- _Task goal_
Print all of the data exactly.

== == ==

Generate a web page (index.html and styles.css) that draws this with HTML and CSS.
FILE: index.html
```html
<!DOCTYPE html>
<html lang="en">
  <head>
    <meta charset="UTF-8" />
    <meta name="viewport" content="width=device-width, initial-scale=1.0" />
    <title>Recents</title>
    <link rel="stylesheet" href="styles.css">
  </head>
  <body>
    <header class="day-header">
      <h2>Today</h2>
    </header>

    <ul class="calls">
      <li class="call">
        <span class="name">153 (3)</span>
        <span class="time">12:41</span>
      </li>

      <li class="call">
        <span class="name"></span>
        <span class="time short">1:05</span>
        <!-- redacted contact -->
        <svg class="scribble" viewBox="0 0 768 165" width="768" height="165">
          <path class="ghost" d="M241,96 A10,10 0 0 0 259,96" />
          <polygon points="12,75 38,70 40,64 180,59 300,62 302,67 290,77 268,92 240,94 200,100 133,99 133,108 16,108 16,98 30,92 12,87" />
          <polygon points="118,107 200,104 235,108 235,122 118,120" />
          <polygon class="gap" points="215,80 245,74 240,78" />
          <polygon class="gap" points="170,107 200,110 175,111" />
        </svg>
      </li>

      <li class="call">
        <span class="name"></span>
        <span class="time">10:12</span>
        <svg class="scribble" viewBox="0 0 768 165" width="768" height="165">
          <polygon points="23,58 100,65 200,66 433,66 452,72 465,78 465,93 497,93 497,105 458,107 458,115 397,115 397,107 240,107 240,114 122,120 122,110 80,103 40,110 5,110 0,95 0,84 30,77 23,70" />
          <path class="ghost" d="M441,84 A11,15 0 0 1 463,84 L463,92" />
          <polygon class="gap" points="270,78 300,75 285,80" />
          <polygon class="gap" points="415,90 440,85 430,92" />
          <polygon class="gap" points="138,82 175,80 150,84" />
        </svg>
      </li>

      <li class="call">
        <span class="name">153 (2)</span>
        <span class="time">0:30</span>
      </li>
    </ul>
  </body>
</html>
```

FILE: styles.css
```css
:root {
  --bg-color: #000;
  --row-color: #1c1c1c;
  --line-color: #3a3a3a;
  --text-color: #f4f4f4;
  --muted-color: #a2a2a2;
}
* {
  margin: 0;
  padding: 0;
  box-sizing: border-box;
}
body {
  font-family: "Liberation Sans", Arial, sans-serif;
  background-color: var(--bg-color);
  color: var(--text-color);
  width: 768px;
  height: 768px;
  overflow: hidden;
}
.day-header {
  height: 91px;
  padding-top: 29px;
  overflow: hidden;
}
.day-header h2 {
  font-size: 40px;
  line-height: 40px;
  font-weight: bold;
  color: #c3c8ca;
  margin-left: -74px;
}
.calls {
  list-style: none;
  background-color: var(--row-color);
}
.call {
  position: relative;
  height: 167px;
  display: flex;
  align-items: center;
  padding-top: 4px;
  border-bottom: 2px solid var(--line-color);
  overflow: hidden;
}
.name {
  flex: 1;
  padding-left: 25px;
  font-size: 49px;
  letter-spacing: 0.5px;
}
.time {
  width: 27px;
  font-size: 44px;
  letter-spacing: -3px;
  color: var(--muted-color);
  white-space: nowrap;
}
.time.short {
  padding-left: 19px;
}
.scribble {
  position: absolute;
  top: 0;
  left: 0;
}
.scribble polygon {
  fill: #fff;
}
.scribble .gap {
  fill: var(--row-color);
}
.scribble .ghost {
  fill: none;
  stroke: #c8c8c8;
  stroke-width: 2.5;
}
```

== == ==

- _Final answer_
Generate a web page (index.html and styles.css) that draws this with HTML and CSS.
FILE: index.html
```html
<!DOCTYPE html>
<html lang="en">
  <head>
    <meta charset="UTF-8" />
    <meta name="viewport" content="width=device-width, initial-scale=1.0" />
    <title>Recents</title>
    <link rel="stylesheet" href="styles.css">
  </head>
  <body>
    <header class="day-header">
      <h2>Today</h2>
    </header>

    <ul class="calls">
      <li class="call">
        <span class="name">153 (3)</span>
        <span class="time">12:41</span>
      </li>

      <li class="call">
        <span class="name"></span>
        <span class="time short">1:05</span>
        <!-- redacted contact -->
        <svg class="scribble" viewBox="0 0 768 165" width="768" height="165">
          <path class="ghost" d="M241,96 A10,10 0 0 0 259,96" />
          <polygon points="12,75 38,70 40,64 180,59 300,62 302,67 290,77 268,92 240,94 200,100 133,99 133,108 16,108 16,98 30,92 12,87" />
          <polygon points="118,107 200,104 235,108 235,122 118,120" />
          <polygon class="gap" points="215,80 245,74 240,78" />
          <polygon class="gap" points="170,107 200,110 175,111" />
        </svg>
      </li>

      <li class="call">
        <span class="name"></span>
        <span class="time">10:12</span>
        <svg class="scribble" viewBox="0 0 768 165" width="768" height="165">
          <polygon points="23,58 100,65 200,66 433,66 452,72 465,78 465,93 497,93 497,105 458,107 458,115 397,115 397,107 240,107 240,114 122,120 122,110 80,103 40,110 5,110 0,95 0,84 30,77 23,70" />
          <path class="ghost" d="M441,84 A11,15 0 0 1 463,84 L463,92" />
          <polygon class="gap" points="270,78 300,75 285,80" />
          <polygon class="gap" points="415,90 440,85 430,92" />
          <polygon class="gap" points="138,82 175,80 150,84" />
        </svg>
      </li>

      <li class="call">
        <span class="name">153 (2)</span>
        <span class="time">0:30</span>
      </li>
    </ul>
  </body>
</html>
```

FILE: styles.css
```css
:root {
  --bg-color: #000;
  --row-color: #1c1c1c;
  --line-color: #3a3a3a;
  --text-color: #f4f4f4;
  --muted-color: #a2a2a2;
}
* {
  margin: 0;
  padding: 0;
  box-sizing: border-box;
}
body {
  font-family: "Liberation Sans", Arial, sans-serif;
  background-color: var(--bg-color);
  color: var(--text-color);
  width: 768px;
  height: 768px;
  overflow: hidden;
}
.day-header {
  height: 91px;
  padding-top: 29px;
  overflow: hidden;
}
.day-header h2 {
  font-size: 40px;
  line-height: 40px;
  font-weight: bold;
  color: #c3c8ca;
  margin-left: -74px;
}
.calls {
  list-style: none;
  background-color: var(--row-color);
}
.call {
  position: relative;
  height: 167px;
  display: flex;
  align-items: center;
  padding-top: 4px;
  border-bottom: 2px solid var(--line-color);
  overflow: hidden;
}
.name {
  flex: 1;
  padding-left: 25px;
  font-size: 49px;
  letter-spacing: 0.5px;
}
.time {
  width: 27px;
  font-size: 44px;
  letter-spacing: -3px;
  color: var(--muted-color);
  white-space: nowrap;
}
.time.short {
  padding-left: 19px;
}
.scribble {
  position: absolute;
  top: 0;
  left: 0;
}
.scribble polygon {
  fill: #fff;
}
.scribble .gap {
  fill: var(--row-color);
}
.scribble .ghost {
  fill: none;
  stroke: #c8c8c8;
  stroke-width: 2.5;
}
```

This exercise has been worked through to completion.